You need to pass an instance of compare_by_word. This is done by calling its constructor:

std::sort(data.begin(), data.end(), compare_by_word());
//                                  ^^^^^^^^^^^^^^^^^

Live Demo

I also see that you're not compiling with any headers that introduce an object with a begin or end method. These are commonly used in vectors and other dynamic containers. So I think you should try passing the address range instead as feasible alternative:

std::size_t len = sizeof(data)/sizeof(*data);

std::sort(data, data + len, compare_by_word());

Live Demo

Or if you're compiling in C++11 you can pass a lambda callback in place of an explicit functor and use the begin and end library functions instead of the address range:

using std::begin;
using std::end;

std::sort(begin(data), end(data), [] (House const& lhs, House const& rhs)
{
    return lhs.person < rhs.person;
});

Live Demo

6 Comments

You should... reorder the elements in your example. It works great, but it doesn't really show that the sort is doing anything.
@Xymostech Yeah, maybe I should mix them up a bit. :)
thanks for that david!

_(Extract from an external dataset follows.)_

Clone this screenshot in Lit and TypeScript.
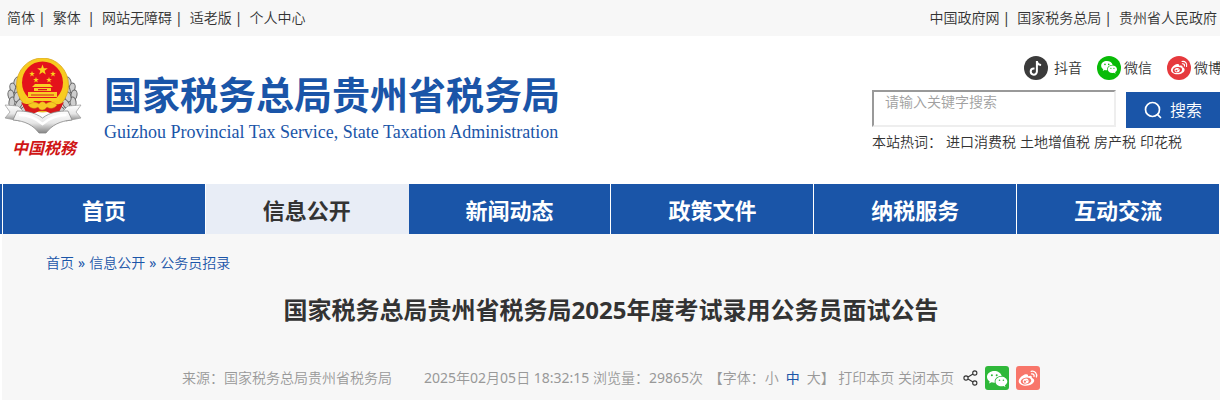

Never used OO programming before so sorry about newbish stuff, Just wondering if you could show me a live example with std::size_t len = sizeof(data)/sizeof(*data); std::sort(data, data + len, compare_by_word()); Thanks, when i tried it it tells me data is undefined =/
@Bobski Sure give me a second. :)
Here you go. Basically std::size_t is an unsigned integer type used for holding the size of things.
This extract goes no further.